Sunday, March 16, 2008

Hegemony

There has been a fundamental transition in the Arab/Muslim side of the Israel-Arab conflict. Of the four countries that border Israel, two, Egypt and Jordan, have signed peace treaties with Israel, and a third Lebanon is impotent, controlled by the Shi'ite terrorist organization Hizbollah. Syria is the only contiguous Arab country with Israel that is still at war with Israel, and it is clearly in the Iranian/Shi'ite camp. Iraq of course is no longer an active anti-Israel belligerant.
So the conflict has segued from an Arab/Sunni one to a Muslim/Shi'ite one, in which a non-Arab country, Iran, is the leading threat to Israel. This was made clear at the current Organization of the Islamic Conference meeting in Dakar, Senegal, where Iran was the country leading the charge against Israel and the West. For example, Pres. Ahmedinejad stated in his speech that Hamas should be represented at the Conference, while this is of course anathema to the official Palestinian representative, Pres. Abbas of the PA and to other Sunni countries.
This transition has important consequences, not least of which is that the Palestine side of the conflict has not only split into two separate entitities, Fatah in the West Bank and Hamas in Gaza. The initial motivation for the PLO and then Fatah was the nationalist aspirations of the Palestinian people. By "Islamizing" the Palestinian side of the conflict, Hamas, with Syrian and Iranian support, has altered the conflict completely. Instead of fighting Israel to gain national independence ("two states living side by side in peace") they are fighting to erase Israel and kill all the Jews, because this is their Islamic religious mandate.
Hamas are ruthless and in the ascendance, while Pres Abbas of the PA is weak and is losing support. For example, his own military wing, the al Aksa Martyrs Brigades, are pressuring him to drop his support for PM Salam Fayyed and replace him with a Hamas coalition. Fayyad is a pragmatic pro-Western economist, trusted by the US, and is not an ideological Fatah leader. Consequently neither he nor Abbas have strong support from the extremists in Fatah who prefer the ruthlessness of Hamas and Islamic Jihad.
So while the Israeli Govt., under the auspices of the US-brokered Annapolis process, negotiates with Abbas, they know that this is a shell game. Neither side are strong enough to make any concessions, Abbas because of Hamas and also Olmert because he lacks public support for any major concessions. So the negotiations are a sham (someone should tell this to Bush and Condy), while everyone waits to see whether or not Iran will follow through with the development of nuclear weapons and its threats to use them against Israel.
Meanwhile, Iran uses its surrogates, Hamas and Hizbollah, to "soften up" Israel, by firing rockets and the occasional terrorist incident. They also want to see how Israel responds to military provocation. So far Israel has stood the test. Although the Second Lebanon War was not a victory for Israel, they saw that the IAF can inflict great damage on them. Also, in Operation Warm Winter in Gaza recently, Hamas took a drubbing, that their armed militias, trained by the Iranians, did not expect. They are currently rebuilding their military infrastructure in Gaza, and in Lebanon, and waiting for the next opportunity.

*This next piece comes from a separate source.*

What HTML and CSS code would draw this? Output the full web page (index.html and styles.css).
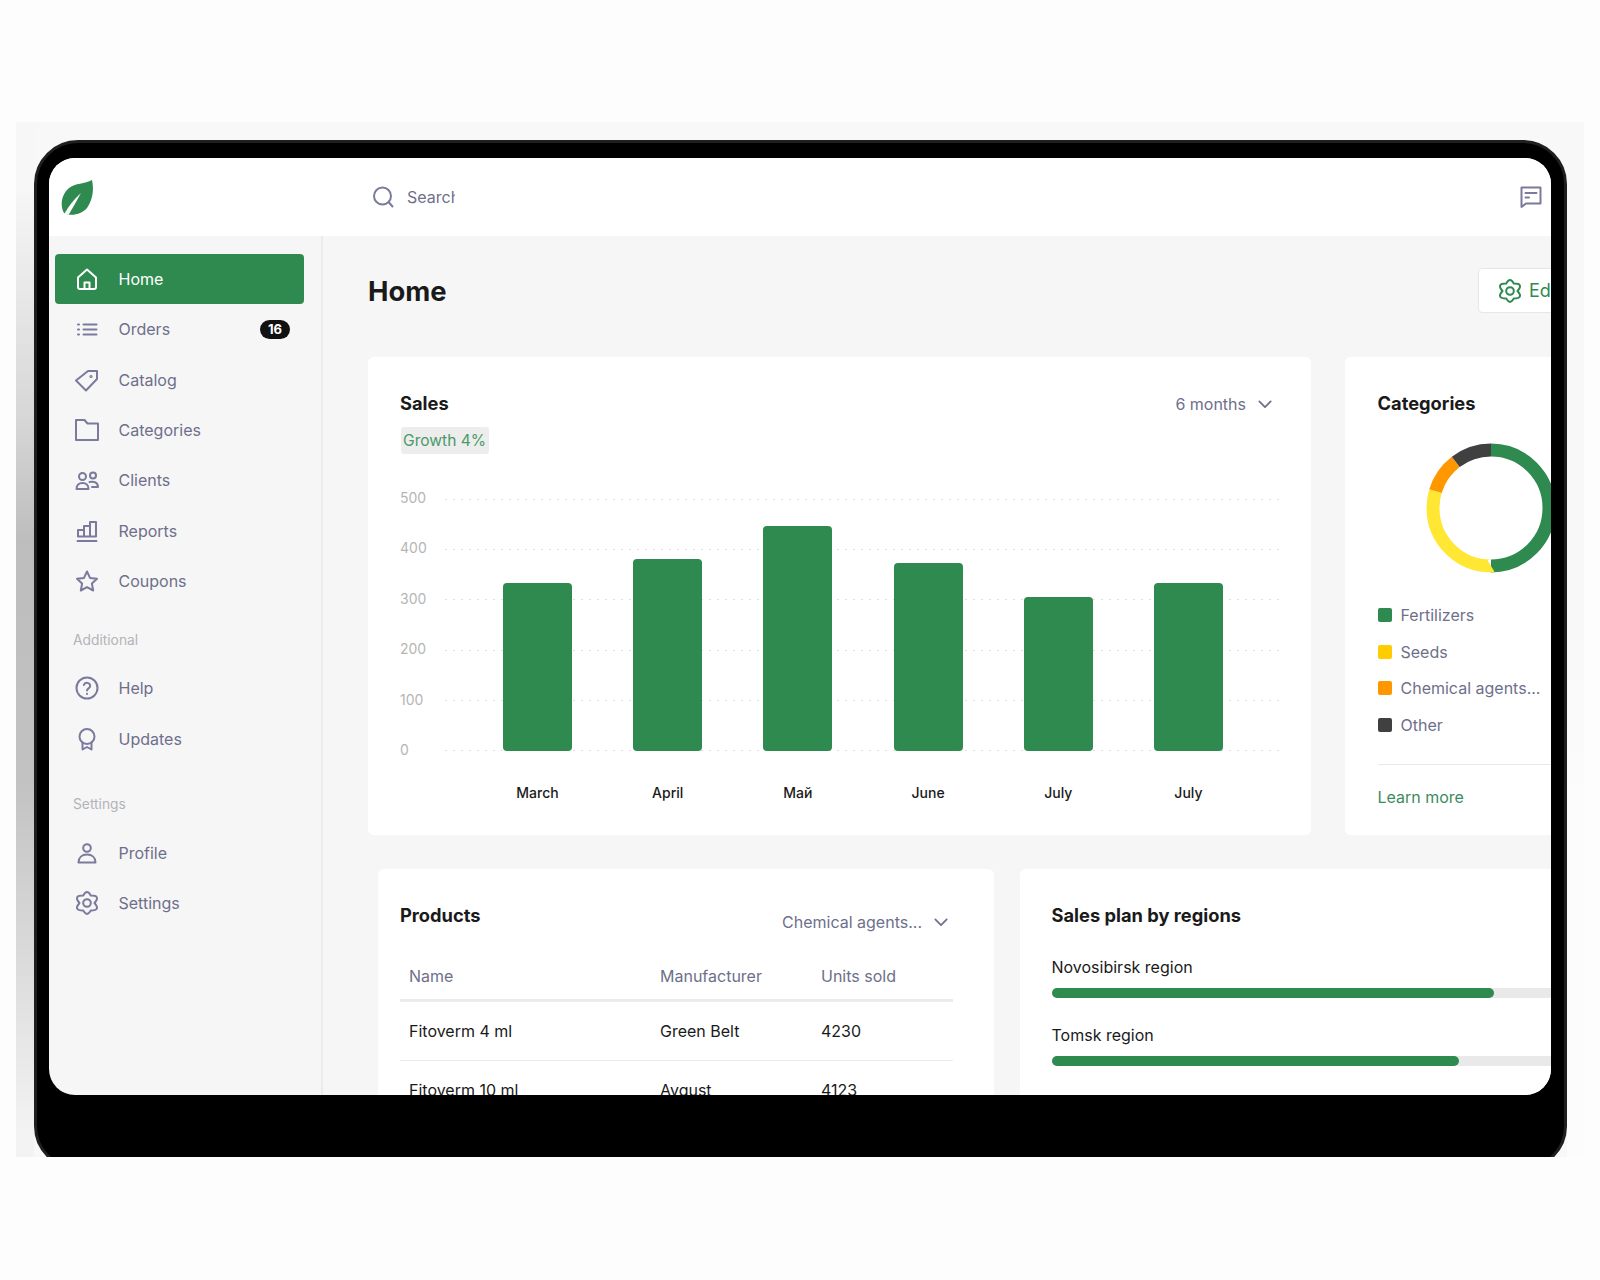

There are some minor indications of the change in the conflict. In one of the Doha Debates held on BBC TV those present, overwhelmingly Gulf Arabs, voted by 70% that fundamentalism should not represent the future of the Arabs. A newspaper in Kuwait, Al-Watan, printed an op-ed criticizing the massacre of the eight students in the Mercaz Harav Yeshiva in Jerusalem. As reported in the Jerusalem Post, it said "The attack at the yeshiva was a barbaric murder of eight children who were engaged in religious study. This odious and inhuman terror attack exemplifies the extremist and inhuman path of the terror organizations Hamas and Hizbullah." A newspaper in Qatar also published an editorial saying that it would be best if Israel took care of Iran for the Arabs (who themselves have no effective military capability). Although these are straws in the wind, they could not have been printed without the approval of the rulers of these Gulf States that feel much more threatened by Iran than by Israel.
I don't expect the Sunni Arab States to suddenly become friends of Israel, they will still vote against us at the UN, etc. But, they know the real score. They need Israel's counterweight to balance against Iran's threatening hegemony over the Arab world.